To the Student It May Concern: Why Adults Act Like They Know Everything

To the student it may concern,

You don’t know me, but I want to speak to you now, while the school year is still a little new. I usually write very long things but I promise to keep this note to a single page.

Like all adults, I think I understand you, and like all youth, you think no one understands you. The truth is somewhere in the middle, and contrary to the times we live in, truth still matters. Here is a truth: adults do understand you. Every adult used to be one of you. Maybe not you specifically, but probably someone else in your school. The reason why it often seems like we don’t understand is because adults get caught up in our individual stories. The things that happened to us become “the way things are, period”. That’s okay in a math class when you have to add a couple of things together, but it’s not how the world works.

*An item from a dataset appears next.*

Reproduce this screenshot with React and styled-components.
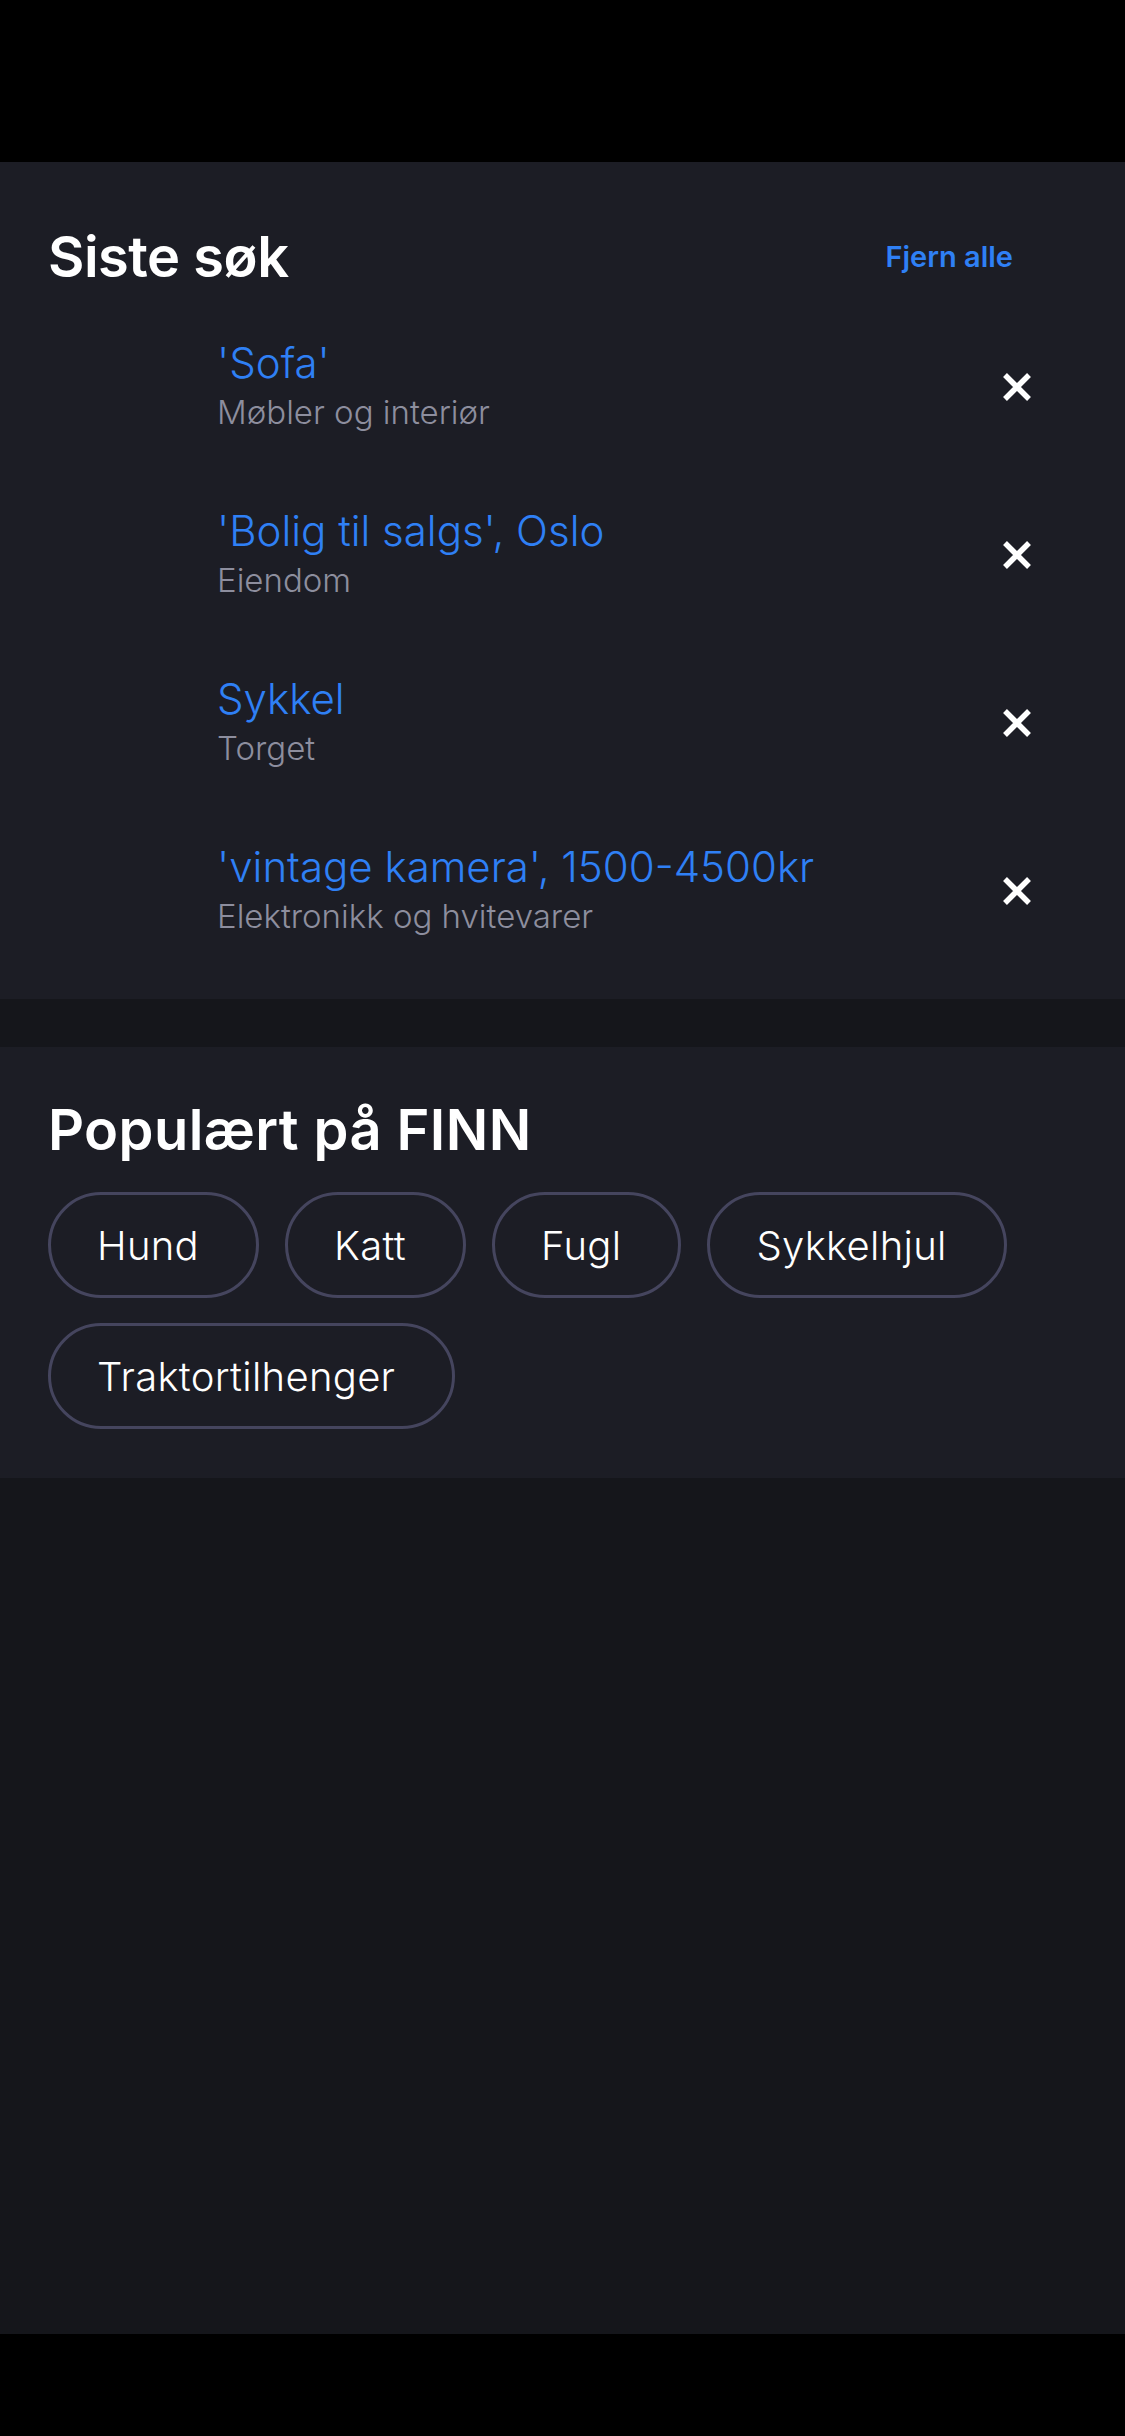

Most adults stop trying to learn things after a certain point in their lives. We think we have everything figured out because our lives look a certain way or we own certain things. But any adult who is being completely honest with you will tell you that they have regrets and that there are things they still want to do but don’t for one reason or another: money, time, energy, health, commitments, fear. It’s just how life shook out for them. And adults often find it easier to stay in their lane than allow the world to teach them how to strive for more out of their lives. We let our jobs become who we are or set aside our dreams because they seem beyond the people we have become or the risk too high.

You will notice that I haven’t used the word “parent” so far. That’s because almost all adults act this way whether they have children or not, and when we interact with youth we tend to act on a natural impulse to teach. All adults want to teach. Sometimes the lessons are horrible or the teacher is unqualified, but the impulse to fix the future they could not create is there. We all think we have the right answers. Most of the time we just have the answer that was right for us.

Again, every adult used to be young once. In that sense, we do understand you. We may not know the individual you (and we should definitely be listening more than we preach), but we understand you as a human being. It is the hope of people my age that people your age will be better than us. And since we know what we did when we were your age, we spend a lot of our time with you trying to steer you toward things that will make you better than us. We often do this without knowing what you may need as an individual, but we mean well.

All of this will not be true for every adult you know. This may not be true for every adult in your home. I promise you that it is true for most adults you will encounter. We all want to teach – we can’t help it – and much like school, you have lots of teachers to choose from. My advice is to ask them, directly, things you want to know. Here’s a cheat code: if you can, ask them around other adults so you can get a bunch of ideas at the same time. We’re pretty good at pointing out how we’ve messed things up, and eager to tell you how not to mess them up further. Take us up on it once in a while.

When I was your age I thought I knew everything. I didn’t, not by a long shot, and I also wasn’t wise or strong enough to turn to an adult and just ask about what I wanted to fix. The world wants to understand you. It wants this because it wants to be better, and not all lessons will come through a textbook. When we become adults we get stuck in our ways, so we’re pretty much a lost cause hoping that the people who come after us do everything better. Those people are you. As adults we struggle every day with what we used to be, what we want to be, and what we are. Sound familiar? All of this is why it can be hard for us to communicate, but you should press us to try, and if you ask us to do it better, most of us will step up. As you can see, we love running our mouths.

Good luck this year,

Scott Woods
Columbus, Ohio
September 2018

Scott_15
Me when I was 15. See? It happens to all of us.

2 thoughts on “To the Student It May Concern: Why Adults Act Like They Know Everything

  1. Wise advice, Scott. Perhaps we as adults would do well to ask for help too once in a while and admit we don’t have all the answers and perhaps there are alternatives to the choices we make.